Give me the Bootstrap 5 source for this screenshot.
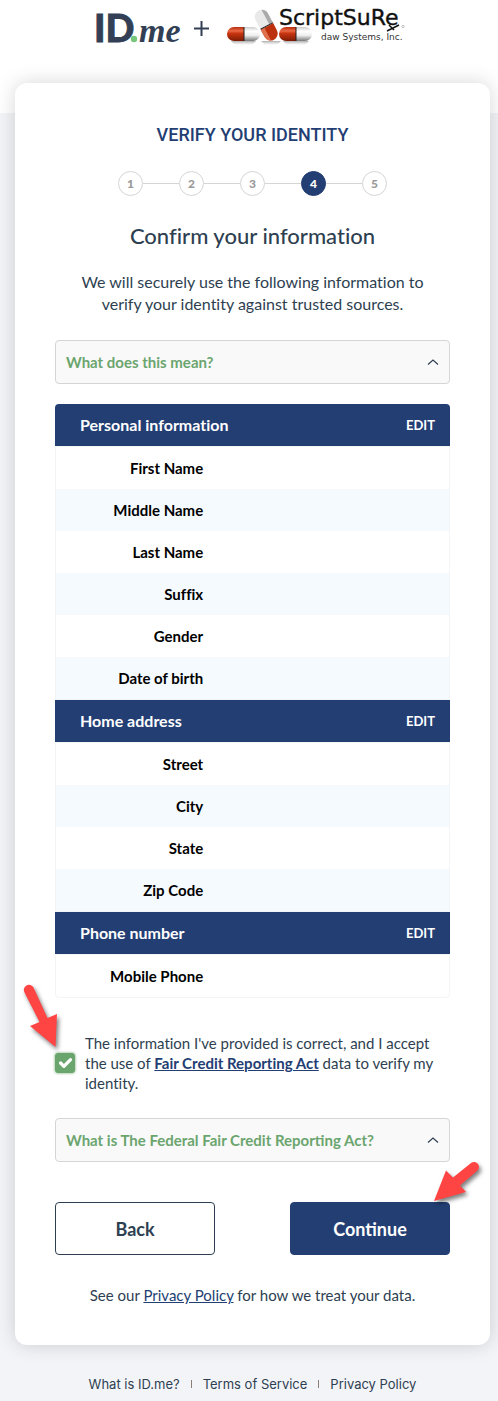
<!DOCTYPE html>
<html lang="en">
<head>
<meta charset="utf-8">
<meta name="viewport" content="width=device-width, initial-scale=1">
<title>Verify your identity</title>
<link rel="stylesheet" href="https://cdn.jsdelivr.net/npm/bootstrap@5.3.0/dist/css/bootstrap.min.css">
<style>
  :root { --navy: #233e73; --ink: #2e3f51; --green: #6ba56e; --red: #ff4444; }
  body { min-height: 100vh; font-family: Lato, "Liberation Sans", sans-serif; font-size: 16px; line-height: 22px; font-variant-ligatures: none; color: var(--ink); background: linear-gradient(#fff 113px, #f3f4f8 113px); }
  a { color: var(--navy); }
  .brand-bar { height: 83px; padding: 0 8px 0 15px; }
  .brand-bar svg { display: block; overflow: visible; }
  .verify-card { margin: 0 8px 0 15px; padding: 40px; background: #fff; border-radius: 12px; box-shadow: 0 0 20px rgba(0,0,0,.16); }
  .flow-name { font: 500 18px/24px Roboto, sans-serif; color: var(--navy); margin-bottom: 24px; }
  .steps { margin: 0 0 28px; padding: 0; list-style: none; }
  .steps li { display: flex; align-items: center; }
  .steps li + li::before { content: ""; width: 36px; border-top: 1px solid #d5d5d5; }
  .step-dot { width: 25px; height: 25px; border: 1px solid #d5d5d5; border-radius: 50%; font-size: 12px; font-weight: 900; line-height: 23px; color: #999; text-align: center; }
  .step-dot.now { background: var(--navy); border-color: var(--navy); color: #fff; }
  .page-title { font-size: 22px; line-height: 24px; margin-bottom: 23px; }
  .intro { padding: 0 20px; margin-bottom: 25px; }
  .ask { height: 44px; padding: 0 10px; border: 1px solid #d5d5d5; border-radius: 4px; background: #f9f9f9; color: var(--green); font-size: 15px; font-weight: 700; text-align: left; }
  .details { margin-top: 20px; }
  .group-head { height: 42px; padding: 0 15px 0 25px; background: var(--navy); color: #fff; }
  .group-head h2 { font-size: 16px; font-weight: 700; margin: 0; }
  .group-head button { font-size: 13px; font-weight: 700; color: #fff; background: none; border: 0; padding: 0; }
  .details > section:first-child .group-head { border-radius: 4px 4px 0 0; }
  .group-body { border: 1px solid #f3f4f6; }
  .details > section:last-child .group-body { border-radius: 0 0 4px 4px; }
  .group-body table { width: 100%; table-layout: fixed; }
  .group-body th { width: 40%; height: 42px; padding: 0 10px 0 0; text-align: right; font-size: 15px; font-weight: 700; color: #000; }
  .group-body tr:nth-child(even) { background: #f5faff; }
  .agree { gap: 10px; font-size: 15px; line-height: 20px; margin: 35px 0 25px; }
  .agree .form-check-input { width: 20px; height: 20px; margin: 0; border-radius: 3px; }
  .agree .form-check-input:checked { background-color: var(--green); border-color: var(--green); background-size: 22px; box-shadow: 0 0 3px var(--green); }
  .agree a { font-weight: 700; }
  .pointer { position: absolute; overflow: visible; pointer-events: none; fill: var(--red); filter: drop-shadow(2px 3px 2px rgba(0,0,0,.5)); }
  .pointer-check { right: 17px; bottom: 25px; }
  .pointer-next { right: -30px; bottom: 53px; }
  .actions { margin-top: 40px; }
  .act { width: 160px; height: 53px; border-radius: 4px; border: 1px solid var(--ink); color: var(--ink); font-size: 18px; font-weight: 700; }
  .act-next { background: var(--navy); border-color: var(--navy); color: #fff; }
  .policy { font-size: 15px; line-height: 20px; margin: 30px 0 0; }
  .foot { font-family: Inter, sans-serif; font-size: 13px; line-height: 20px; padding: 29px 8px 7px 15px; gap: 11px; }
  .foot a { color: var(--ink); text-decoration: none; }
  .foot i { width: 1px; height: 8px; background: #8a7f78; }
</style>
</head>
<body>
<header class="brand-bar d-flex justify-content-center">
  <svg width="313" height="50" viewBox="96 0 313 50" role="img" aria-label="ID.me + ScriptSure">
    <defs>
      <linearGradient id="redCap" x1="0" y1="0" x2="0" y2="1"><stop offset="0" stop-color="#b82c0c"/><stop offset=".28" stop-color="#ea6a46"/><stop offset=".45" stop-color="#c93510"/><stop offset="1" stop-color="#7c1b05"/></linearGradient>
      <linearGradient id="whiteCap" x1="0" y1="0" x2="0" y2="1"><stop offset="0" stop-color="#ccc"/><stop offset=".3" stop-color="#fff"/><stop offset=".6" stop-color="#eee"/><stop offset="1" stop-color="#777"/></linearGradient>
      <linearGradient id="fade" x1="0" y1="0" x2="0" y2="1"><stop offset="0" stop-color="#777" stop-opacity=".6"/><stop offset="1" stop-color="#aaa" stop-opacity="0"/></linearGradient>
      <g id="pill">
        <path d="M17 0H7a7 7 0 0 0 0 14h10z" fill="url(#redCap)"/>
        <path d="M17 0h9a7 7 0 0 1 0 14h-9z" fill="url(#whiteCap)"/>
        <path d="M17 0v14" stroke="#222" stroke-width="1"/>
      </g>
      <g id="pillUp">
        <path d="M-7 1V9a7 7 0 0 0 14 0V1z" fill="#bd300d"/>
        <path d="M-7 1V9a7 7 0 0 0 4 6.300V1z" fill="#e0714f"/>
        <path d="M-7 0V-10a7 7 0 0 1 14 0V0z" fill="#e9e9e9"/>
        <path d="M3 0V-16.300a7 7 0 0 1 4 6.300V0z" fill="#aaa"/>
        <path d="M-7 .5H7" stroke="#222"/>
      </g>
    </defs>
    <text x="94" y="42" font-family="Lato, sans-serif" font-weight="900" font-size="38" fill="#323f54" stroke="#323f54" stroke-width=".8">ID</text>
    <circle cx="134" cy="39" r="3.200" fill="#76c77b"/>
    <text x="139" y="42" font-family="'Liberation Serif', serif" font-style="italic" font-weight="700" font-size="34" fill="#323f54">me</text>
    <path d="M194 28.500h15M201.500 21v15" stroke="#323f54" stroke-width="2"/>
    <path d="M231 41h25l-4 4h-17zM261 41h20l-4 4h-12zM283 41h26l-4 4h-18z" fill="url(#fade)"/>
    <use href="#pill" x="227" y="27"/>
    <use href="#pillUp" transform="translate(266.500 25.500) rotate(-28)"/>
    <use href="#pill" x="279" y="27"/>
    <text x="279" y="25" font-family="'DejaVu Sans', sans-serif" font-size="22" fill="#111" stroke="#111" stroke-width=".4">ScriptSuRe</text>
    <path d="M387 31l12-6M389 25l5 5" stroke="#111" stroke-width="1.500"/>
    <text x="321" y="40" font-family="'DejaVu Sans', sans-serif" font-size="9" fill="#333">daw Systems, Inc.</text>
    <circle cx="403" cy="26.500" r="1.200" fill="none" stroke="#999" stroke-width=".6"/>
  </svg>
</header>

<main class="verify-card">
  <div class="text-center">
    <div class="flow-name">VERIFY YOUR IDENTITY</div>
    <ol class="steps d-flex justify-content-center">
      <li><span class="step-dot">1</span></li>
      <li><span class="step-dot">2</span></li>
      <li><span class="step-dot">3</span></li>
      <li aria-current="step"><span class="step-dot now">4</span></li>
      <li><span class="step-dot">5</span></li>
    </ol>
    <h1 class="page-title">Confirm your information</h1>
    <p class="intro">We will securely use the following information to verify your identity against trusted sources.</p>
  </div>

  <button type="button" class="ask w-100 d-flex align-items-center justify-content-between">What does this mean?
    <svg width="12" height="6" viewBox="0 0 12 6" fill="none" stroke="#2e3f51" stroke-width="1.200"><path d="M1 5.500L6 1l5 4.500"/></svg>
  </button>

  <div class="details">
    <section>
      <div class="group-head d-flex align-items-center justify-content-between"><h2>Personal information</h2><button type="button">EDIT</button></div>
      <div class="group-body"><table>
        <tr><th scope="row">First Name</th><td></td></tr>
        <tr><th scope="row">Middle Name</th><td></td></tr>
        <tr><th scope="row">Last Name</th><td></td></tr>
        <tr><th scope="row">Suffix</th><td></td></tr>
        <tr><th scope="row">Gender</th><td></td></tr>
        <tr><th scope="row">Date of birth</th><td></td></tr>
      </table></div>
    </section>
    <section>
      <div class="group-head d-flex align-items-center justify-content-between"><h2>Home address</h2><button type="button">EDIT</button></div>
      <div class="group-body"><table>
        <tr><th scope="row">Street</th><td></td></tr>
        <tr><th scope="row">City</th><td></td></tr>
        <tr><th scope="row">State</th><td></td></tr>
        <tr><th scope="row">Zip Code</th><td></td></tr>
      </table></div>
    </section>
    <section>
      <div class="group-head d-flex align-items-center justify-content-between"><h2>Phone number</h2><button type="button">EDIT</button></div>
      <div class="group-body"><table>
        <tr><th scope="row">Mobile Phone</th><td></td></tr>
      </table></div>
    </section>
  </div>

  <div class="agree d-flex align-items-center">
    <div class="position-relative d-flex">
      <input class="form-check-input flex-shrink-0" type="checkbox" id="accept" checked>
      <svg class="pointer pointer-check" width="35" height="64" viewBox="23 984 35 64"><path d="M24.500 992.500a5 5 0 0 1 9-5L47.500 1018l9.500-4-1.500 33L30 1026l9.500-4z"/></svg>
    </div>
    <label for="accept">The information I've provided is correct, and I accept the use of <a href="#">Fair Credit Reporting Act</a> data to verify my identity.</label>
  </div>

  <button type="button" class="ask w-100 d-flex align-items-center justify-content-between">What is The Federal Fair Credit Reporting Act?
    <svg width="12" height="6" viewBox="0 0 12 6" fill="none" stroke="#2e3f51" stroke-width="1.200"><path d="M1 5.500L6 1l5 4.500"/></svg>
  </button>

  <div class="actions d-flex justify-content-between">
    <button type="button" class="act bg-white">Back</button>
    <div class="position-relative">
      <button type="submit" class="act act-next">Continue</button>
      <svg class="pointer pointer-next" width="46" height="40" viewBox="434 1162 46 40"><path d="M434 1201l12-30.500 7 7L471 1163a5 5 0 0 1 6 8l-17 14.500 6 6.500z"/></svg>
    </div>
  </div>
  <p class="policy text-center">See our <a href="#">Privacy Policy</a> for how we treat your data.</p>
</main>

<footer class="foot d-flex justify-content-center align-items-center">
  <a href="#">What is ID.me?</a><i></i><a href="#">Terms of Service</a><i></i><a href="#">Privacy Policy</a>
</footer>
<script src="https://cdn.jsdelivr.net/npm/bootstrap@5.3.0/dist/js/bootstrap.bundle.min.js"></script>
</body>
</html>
--
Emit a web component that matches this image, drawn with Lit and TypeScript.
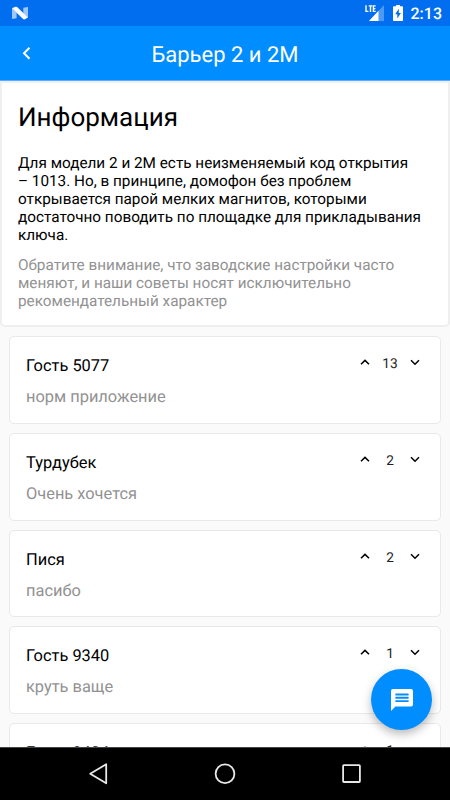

● **Work to complete**
Find the word "this" in the data and copy out each line where it turns up.

● **Result of the exercise**
Give me the Bootstrap 5 source for this screenshot.
  <button type="button" class="ask w-100 d-flex align-items-center justify-content-between">What does this mean?
Emit a web component that matches this image, drawn with Lit and TypeScript.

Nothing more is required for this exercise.